Front-end source files:
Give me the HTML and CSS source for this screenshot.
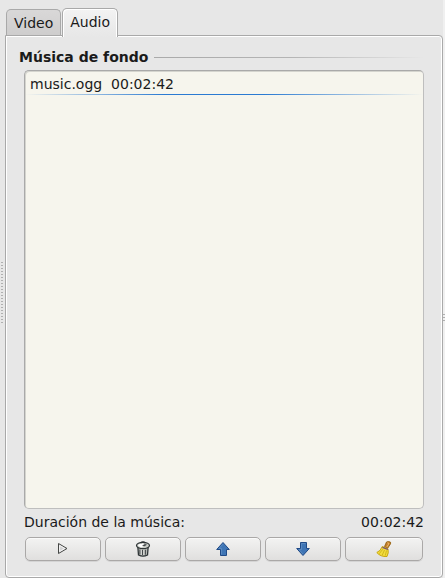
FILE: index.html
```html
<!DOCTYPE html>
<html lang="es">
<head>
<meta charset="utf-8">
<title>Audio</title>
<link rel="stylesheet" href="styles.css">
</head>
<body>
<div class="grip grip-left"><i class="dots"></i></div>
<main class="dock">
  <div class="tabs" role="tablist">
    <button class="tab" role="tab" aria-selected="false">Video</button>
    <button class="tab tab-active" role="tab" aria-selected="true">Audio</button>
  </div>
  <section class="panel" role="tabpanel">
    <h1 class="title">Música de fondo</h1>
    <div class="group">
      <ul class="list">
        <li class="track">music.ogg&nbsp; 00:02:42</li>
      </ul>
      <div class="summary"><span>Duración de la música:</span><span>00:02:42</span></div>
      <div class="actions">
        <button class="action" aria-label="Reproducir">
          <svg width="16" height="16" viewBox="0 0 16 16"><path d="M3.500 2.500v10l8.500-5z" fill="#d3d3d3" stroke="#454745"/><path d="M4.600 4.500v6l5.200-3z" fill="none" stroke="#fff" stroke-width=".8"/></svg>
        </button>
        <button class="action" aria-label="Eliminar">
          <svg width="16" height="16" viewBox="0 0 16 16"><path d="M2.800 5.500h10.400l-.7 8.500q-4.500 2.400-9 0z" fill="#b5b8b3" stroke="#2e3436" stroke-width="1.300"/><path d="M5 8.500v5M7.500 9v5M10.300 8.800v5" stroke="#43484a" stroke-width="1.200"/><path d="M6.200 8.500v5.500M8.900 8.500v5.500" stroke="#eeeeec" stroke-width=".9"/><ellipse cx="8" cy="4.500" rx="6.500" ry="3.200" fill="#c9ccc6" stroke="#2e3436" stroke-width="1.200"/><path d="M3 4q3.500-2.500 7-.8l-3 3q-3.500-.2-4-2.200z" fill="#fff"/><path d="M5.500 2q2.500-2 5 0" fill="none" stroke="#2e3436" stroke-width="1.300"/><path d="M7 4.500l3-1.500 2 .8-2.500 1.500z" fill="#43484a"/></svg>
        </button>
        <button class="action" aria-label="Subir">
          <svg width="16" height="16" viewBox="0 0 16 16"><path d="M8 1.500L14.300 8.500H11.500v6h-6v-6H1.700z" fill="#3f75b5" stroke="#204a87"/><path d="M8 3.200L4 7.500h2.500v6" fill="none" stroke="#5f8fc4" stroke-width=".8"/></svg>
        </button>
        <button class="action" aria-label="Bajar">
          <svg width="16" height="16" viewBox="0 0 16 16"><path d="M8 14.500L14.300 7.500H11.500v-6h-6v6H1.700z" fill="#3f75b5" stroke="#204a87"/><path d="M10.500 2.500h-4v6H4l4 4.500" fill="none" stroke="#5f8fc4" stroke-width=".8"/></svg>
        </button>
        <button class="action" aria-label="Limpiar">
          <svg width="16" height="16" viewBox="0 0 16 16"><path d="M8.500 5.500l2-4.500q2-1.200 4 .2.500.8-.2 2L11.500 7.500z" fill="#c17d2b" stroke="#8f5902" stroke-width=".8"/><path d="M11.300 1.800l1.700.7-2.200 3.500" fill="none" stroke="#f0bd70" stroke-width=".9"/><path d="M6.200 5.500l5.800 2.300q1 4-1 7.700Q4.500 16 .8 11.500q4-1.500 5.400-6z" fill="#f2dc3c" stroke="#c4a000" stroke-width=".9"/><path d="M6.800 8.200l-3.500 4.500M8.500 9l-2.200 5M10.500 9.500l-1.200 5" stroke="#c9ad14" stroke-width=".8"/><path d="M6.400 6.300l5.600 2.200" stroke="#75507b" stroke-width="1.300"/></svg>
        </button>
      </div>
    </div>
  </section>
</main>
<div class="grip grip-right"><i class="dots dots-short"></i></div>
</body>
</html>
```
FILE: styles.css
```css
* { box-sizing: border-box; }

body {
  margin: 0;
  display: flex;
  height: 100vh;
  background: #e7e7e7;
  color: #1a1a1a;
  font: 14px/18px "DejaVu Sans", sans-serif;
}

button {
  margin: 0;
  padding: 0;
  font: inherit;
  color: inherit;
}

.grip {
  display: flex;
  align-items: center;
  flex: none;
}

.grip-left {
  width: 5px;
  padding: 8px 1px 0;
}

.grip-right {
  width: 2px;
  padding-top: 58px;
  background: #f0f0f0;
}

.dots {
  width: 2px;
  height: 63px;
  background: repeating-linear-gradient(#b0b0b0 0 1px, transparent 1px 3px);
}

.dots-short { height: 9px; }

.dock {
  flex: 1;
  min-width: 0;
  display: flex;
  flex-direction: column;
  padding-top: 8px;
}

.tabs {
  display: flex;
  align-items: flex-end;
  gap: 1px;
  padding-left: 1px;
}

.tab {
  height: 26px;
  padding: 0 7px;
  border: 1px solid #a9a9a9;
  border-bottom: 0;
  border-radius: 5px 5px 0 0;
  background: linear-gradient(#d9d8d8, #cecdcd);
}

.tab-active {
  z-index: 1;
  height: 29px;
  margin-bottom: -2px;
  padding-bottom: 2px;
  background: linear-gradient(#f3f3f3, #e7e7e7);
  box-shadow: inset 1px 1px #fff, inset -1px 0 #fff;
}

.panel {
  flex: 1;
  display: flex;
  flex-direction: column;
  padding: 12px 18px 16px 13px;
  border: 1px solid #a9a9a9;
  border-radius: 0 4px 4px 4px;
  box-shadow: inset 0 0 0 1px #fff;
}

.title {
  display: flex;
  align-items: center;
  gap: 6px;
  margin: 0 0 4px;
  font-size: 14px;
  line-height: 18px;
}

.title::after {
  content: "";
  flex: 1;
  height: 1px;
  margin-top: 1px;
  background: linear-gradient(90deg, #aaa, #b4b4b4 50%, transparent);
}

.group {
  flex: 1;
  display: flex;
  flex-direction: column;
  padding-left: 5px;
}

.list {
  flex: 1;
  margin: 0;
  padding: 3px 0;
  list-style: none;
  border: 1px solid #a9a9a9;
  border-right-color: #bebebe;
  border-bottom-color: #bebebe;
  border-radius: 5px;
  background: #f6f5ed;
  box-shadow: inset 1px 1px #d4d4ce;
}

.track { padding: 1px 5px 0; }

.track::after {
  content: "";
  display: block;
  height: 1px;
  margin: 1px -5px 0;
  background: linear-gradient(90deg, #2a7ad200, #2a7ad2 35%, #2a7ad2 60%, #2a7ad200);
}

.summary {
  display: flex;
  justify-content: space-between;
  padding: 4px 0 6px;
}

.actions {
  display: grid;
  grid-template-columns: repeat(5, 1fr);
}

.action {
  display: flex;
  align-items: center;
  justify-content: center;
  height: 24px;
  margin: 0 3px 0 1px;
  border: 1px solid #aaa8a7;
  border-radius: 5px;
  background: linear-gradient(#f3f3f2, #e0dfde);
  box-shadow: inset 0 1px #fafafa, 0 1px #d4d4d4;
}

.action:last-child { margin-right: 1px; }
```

==

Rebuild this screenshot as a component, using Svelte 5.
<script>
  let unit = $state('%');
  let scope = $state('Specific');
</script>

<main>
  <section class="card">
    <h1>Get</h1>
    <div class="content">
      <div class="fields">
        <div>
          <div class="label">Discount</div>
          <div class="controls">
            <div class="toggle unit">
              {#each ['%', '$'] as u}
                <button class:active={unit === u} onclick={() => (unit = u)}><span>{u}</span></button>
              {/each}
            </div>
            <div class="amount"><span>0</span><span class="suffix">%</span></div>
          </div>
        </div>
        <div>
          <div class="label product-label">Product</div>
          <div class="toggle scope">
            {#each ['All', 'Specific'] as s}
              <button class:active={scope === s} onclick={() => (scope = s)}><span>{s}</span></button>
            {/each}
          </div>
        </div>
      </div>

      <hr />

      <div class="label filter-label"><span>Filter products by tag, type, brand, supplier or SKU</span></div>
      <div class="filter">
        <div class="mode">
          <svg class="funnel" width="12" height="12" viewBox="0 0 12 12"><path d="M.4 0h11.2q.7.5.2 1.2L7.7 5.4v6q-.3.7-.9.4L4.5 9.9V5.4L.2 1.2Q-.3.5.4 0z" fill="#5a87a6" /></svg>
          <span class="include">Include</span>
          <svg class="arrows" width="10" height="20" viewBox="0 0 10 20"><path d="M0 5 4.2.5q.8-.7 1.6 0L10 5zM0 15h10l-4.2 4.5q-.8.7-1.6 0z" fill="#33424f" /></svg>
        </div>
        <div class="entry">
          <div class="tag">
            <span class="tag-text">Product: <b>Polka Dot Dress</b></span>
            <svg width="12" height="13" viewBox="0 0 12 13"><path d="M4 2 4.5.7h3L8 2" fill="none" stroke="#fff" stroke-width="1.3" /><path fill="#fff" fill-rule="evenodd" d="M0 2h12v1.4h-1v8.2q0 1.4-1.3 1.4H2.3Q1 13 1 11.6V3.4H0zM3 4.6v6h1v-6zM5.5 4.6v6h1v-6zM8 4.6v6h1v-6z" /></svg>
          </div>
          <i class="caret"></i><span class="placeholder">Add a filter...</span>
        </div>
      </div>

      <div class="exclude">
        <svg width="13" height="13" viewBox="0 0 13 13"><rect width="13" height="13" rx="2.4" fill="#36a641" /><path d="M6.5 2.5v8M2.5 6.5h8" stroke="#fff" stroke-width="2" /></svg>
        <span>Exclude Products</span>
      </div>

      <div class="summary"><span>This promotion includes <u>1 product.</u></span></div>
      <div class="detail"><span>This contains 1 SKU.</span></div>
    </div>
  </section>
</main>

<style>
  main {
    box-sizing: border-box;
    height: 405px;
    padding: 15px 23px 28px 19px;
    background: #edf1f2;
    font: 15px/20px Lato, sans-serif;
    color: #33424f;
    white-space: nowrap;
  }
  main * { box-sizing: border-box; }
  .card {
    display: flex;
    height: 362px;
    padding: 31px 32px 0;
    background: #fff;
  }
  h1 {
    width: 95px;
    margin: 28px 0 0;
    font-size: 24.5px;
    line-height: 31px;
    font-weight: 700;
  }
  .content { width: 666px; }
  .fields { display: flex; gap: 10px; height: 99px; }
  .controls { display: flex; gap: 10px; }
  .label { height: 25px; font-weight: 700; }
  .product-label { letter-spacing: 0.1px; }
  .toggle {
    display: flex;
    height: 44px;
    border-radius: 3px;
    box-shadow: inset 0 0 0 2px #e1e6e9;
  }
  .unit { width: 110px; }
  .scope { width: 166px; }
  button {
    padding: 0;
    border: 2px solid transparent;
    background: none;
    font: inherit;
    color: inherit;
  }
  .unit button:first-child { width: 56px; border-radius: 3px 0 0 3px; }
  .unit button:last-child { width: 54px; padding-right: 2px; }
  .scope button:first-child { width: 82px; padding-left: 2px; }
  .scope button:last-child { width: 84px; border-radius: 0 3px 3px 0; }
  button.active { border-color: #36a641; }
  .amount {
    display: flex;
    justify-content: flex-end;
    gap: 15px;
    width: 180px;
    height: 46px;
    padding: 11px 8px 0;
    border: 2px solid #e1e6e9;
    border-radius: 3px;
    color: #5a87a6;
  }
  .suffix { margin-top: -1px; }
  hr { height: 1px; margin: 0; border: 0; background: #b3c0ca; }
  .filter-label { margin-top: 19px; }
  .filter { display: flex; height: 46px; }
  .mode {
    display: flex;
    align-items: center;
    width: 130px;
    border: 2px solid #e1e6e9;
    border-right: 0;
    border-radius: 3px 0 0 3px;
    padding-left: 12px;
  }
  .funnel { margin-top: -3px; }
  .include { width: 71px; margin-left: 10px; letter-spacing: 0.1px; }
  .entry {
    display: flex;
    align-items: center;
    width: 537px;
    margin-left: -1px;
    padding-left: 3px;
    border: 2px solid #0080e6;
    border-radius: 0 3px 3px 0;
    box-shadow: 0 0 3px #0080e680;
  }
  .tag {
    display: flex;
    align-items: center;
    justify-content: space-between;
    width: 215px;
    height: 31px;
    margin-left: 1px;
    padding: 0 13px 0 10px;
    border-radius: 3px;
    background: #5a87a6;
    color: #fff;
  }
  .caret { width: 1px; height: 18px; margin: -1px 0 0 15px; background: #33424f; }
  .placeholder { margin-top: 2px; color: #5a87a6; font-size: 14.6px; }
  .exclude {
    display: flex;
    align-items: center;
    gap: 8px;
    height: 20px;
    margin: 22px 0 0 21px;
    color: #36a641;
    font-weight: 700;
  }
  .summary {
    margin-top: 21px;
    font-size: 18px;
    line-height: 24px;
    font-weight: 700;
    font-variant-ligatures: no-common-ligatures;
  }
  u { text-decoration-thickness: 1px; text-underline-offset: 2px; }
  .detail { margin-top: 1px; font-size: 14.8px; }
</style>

GIVEN TASK: Filter the entries and copy out every line with the word "screenshot".

REPLY:
Give me the HTML and CSS source for this screenshot.
Rebuild this screenshot as a component, using Svelte 5.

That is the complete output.